■ What to work on: Return each line that holds the word "React".

^^^^^^^^^^^^^^^^

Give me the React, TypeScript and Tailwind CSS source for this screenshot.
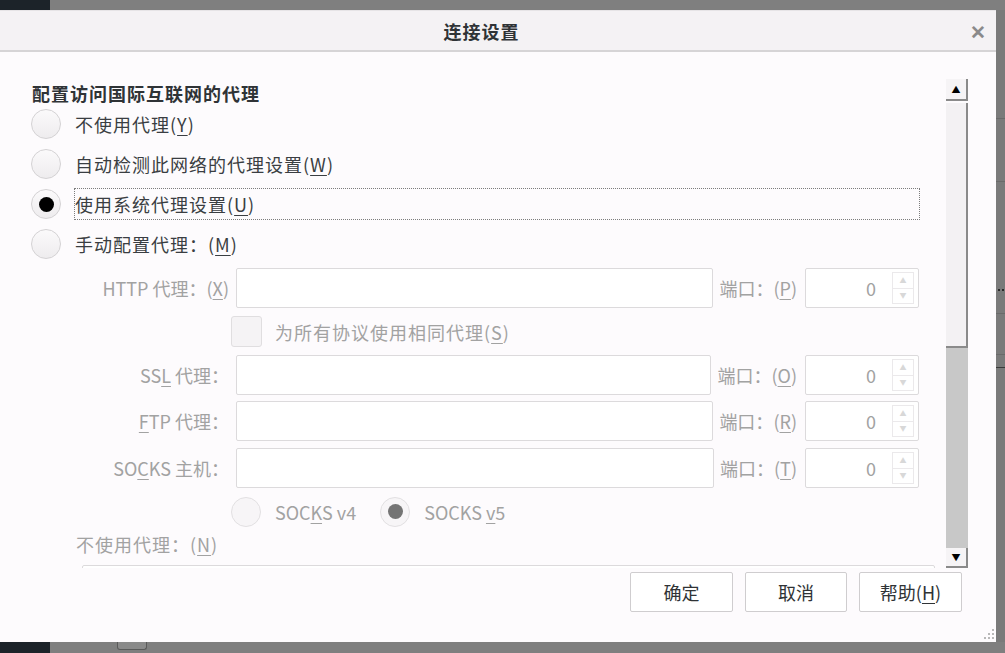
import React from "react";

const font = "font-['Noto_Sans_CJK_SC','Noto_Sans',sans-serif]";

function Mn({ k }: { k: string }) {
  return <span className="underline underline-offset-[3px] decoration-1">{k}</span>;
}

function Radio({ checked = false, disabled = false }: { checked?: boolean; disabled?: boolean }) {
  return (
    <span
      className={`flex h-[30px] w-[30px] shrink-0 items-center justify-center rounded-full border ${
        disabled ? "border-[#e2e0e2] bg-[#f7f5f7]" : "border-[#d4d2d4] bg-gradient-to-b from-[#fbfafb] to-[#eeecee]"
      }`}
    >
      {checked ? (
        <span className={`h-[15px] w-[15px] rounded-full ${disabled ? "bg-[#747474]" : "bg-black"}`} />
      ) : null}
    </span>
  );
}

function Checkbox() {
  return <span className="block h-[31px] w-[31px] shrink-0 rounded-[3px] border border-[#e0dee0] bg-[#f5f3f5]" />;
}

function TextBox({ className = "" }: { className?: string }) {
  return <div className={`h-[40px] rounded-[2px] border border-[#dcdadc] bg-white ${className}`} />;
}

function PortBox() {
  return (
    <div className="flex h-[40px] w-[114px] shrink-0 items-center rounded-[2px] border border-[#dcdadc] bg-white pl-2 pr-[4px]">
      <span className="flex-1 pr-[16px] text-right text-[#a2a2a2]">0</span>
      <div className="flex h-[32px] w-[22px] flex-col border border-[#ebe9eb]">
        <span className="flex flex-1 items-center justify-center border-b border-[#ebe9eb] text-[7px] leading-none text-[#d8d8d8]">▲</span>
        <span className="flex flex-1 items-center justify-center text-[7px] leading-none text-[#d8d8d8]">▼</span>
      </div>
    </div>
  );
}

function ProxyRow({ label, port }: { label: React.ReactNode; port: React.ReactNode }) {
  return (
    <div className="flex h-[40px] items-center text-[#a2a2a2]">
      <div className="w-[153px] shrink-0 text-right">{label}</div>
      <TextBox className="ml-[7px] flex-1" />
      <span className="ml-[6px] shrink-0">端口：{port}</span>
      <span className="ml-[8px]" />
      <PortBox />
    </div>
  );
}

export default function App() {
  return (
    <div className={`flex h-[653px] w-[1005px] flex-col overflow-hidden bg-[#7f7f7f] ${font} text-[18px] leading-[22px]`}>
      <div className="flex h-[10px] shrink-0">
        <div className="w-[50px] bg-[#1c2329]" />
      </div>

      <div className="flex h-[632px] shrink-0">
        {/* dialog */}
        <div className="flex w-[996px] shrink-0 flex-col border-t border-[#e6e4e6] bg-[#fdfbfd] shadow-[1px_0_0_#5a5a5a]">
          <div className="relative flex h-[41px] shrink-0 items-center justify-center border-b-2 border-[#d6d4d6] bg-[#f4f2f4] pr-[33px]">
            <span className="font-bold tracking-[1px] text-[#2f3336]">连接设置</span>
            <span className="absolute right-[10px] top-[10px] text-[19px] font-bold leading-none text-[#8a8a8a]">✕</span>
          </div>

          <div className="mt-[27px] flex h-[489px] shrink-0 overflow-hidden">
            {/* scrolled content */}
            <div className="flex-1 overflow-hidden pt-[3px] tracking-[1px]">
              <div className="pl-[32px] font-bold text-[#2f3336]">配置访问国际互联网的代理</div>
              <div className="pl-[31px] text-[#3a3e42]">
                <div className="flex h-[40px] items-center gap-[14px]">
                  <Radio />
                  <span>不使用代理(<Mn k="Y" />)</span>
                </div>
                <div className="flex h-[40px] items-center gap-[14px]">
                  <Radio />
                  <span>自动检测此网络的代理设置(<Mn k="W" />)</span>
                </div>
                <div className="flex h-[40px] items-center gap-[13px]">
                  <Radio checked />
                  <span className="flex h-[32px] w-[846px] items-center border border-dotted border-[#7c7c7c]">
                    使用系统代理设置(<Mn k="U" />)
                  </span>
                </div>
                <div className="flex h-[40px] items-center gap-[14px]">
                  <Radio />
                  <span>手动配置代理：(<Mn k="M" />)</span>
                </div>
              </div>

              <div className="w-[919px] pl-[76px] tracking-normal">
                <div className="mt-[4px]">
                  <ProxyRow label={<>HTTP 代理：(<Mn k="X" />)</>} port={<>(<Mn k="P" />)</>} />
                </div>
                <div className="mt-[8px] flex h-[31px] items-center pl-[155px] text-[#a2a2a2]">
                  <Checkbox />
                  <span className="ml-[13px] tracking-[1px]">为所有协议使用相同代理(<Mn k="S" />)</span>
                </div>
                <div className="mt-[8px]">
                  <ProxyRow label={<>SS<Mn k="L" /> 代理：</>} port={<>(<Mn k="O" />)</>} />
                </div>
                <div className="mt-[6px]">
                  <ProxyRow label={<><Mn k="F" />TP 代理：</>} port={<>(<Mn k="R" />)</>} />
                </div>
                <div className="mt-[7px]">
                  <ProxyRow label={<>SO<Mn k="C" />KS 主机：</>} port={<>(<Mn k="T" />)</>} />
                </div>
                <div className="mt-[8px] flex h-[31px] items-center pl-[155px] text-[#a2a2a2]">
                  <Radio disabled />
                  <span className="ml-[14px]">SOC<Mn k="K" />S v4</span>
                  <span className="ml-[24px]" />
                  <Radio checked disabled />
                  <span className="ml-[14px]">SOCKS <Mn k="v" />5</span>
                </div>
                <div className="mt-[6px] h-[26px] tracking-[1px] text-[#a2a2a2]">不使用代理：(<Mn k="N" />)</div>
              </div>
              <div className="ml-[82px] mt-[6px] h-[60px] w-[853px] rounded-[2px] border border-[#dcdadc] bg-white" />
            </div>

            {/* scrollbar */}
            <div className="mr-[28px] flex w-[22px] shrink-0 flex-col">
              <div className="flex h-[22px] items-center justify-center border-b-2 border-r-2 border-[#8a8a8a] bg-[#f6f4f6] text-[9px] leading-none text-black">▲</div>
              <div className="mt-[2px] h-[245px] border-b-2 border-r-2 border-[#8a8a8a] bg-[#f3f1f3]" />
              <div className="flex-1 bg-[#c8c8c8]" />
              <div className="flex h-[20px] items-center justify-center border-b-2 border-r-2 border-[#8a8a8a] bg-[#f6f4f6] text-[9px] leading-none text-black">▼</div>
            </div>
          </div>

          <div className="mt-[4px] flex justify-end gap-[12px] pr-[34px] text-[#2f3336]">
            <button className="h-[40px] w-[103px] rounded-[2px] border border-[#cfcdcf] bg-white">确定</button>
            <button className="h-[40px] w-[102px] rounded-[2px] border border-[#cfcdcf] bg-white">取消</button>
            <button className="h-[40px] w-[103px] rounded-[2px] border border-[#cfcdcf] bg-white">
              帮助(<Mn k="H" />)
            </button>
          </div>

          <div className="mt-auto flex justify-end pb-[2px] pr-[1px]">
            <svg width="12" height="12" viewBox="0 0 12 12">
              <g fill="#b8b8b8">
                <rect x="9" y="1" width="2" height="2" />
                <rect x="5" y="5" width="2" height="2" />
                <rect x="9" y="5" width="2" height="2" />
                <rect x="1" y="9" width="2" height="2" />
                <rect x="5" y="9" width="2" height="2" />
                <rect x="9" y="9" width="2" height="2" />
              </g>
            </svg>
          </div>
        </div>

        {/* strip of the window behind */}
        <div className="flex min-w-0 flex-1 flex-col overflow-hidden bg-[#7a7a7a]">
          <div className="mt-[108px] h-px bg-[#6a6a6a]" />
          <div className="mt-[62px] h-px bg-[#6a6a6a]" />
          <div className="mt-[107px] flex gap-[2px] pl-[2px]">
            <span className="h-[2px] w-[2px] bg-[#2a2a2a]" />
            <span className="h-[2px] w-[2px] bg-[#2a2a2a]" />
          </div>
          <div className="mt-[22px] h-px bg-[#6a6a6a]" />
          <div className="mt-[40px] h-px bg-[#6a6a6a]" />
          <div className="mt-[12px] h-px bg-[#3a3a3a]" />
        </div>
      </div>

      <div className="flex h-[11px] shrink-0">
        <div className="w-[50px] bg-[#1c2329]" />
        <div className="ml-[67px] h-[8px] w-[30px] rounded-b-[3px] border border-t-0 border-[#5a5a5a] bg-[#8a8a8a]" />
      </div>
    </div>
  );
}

^^^^^^^^^^^^^^^^

■ Response below:
Give me the React, TypeScript and Tailwind CSS source for this screenshot.
import React from "react";
function ProxyRow({ label, port }: { label: React.ReactNode; port: React.ReactNode }) {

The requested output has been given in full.